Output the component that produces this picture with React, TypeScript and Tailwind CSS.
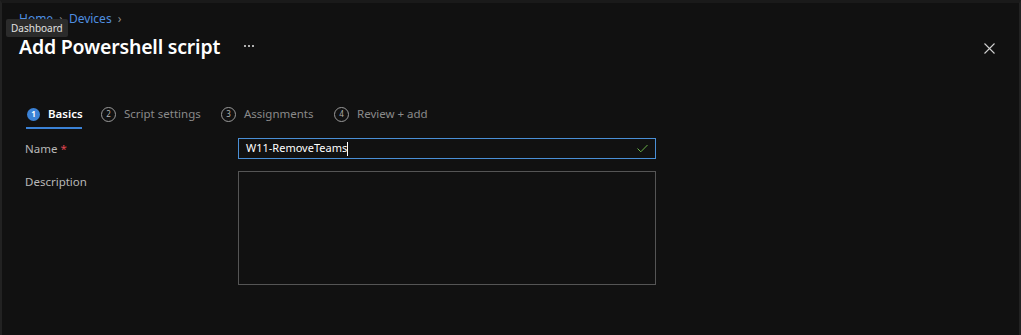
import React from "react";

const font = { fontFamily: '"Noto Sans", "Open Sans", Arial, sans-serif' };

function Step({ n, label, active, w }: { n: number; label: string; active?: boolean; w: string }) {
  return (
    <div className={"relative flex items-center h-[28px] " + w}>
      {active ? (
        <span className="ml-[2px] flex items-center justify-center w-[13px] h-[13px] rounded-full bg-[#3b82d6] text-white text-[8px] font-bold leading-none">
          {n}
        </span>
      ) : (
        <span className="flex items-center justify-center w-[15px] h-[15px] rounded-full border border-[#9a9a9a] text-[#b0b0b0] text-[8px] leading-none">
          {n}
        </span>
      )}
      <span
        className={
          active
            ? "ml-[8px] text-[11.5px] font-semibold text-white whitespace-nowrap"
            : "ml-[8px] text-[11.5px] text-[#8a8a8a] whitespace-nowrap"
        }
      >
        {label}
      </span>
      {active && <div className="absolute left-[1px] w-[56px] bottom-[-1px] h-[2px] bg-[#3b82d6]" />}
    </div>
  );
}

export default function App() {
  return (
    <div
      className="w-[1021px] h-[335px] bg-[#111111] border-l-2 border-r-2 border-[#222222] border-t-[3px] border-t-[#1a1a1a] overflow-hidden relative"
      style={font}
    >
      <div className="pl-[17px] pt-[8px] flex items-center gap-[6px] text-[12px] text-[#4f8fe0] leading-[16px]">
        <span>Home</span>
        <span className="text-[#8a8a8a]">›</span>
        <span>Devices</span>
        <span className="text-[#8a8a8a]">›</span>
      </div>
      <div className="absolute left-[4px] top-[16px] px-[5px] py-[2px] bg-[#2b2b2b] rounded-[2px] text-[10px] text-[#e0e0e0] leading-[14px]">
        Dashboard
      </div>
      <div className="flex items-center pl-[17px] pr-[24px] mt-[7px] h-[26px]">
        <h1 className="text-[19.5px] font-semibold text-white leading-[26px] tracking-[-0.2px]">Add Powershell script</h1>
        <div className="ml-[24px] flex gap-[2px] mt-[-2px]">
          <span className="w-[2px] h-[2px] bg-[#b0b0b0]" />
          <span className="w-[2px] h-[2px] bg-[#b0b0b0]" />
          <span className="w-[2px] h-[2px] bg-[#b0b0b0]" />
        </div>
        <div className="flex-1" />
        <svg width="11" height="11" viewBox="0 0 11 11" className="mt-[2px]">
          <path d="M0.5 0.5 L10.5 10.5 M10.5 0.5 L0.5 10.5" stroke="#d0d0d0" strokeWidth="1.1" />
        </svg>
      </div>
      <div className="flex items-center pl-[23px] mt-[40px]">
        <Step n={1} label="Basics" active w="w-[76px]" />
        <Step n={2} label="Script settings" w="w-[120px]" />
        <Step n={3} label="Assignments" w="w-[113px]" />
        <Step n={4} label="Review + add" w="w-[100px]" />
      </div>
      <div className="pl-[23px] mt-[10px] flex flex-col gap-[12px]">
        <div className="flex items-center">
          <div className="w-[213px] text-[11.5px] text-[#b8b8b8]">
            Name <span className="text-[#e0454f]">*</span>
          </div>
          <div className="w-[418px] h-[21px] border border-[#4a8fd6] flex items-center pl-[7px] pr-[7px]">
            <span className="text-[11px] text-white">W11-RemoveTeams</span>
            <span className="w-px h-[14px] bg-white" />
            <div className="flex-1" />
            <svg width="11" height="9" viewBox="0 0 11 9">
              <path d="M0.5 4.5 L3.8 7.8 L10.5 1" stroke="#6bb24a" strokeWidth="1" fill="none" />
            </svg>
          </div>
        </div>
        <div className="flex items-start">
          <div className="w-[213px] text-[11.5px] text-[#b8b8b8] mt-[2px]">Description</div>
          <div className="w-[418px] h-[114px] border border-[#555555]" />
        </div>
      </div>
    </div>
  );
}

==========

Your goal
Quote the material exactly. Pictures stay out.

Answer to this problem
Output the component that produces this picture with React, TypeScript and Tailwind CSS.
import React from "react";

const font = { fontFamily: '"Noto Sans", "Open Sans", Arial, sans-serif' };

function Step({ n, label, active, w }: { n: number; label: string; active?: boolean; w: string }) {
  return (
    <div className={"relative flex items-center h-[28px] " + w}>
      {active ? (
        <span className="ml-[2px] flex items-center justify-center w-[13px] h-[13px] rounded-full bg-[#3b82d6] text-white text-[8px] font-bold leading-none">
          {n}
        </span>
      ) : (
        <span className="flex items-center justify-center w-[15px] h-[15px] rounded-full border border-[#9a9a9a] text-[#b0b0b0] text-[8px] leading-none">
          {n}
        </span>
      )}
      <span
        className={
          active
            ? "ml-[8px] text-[11.5px] font-semibold text-white whitespace-nowrap"
            : "ml-[8px] text-[11.5px] text-[#8a8a8a] whitespace-nowrap"
        }
      >
        {label}
      </span>
      {active && <div className="absolute left-[1px] w-[56px] bottom-[-1px] h-[2px] bg-[#3b82d6]" />}
    </div>
  );
}

export default function App() {
  return (
    <div
      className="w-[1021px] h-[335px] bg-[#111111] border-l-2 border-r-2 border-[#222222] border-t-[3px] border-t-[#1a1a1a] overflow-hidden relative"
      style={font}
    >
      <div className="pl-[17px] pt-[8px] flex items-center gap-[6px] text-[12px] text-[#4f8fe0] leading-[16px]">
        <span>Home</span>
        <span className="text-[#8a8a8a]">›</span>
        <span>Devices</span>
        <span className="text-[#8a8a8a]">›</span>
      </div>
      <div className="absolute left-[4px] top-[16px] px-[5px] py-[2px] bg-[#2b2b2b] rounded-[2px] text-[10px] text-[#e0e0e0] leading-[14px]">
        Dashboard
      </div>
      <div className="flex items-center pl-[17px] pr-[24px] mt-[7px] h-[26px]">
        <h1 className="text-[19.5px] font-semibold text-white leading-[26px] tracking-[-0.2px]">Add Powershell script</h1>
        <div className="ml-[24px] flex gap-[2px] mt-[-2px]">
          <span className="w-[2px] h-[2px] bg-[#b0b0b0]" />
          <span className="w-[2px] h-[2px] bg-[#b0b0b0]" />
          <span className="w-[2px] h-[2px] bg-[#b0b0b0]" />
        </div>
        <div className="flex-1" />
        <svg width="11" height="11" viewBox="0 0 11 11" className="mt-[2px]">
          <path d="M0.5 0.5 L10.5 10.5 M10.5 0.5 L0.5 10.5" stroke="#d0d0d0" strokeWidth="1.1" />
        </svg>
      </div>
      <div className="flex items-center pl-[23px] mt-[40px]">
        <Step n={1} label="Basics" active w="w-[76px]" />
        <Step n={2} label="Script settings" w="w-[120px]" />
        <Step n={3} label="Assignments" w="w-[113px]" />
        <Step n={4} label="Review + add" w="w-[100px]" />
      </div>
      <div className="pl-[23px] mt-[10px] flex flex-col gap-[12px]">
        <div className="flex items-center">
          <div className="w-[213px] text-[11.5px] text-[#b8b8b8]">
            Name <span className="text-[#e0454f]">*</span>
          </div>
          <div className="w-[418px] h-[21px] border border-[#4a8fd6] flex items-center pl-[7px] pr-[7px]">
            <span className="text-[11px] text-white">W11-RemoveTeams</span>
            <span className="w-px h-[14px] bg-white" />
            <div className="flex-1" />
            <svg width="11" height="9" viewBox="0 0 11 9">
              <path d="M0.5 4.5 L3.8 7.8 L10.5 1" stroke="#6bb24a" strokeWidth="1" fill="none" />
            </svg>
          </div>
        </div>
        <div className="flex items-start">
          <div className="w-[213px] text-[11.5px] text-[#b8b8b8] mt-[2px]">Description</div>
          <div className="w-[418px] h-[114px] border border-[#555555]" />
        </div>
      </div>
    </div>
  );
}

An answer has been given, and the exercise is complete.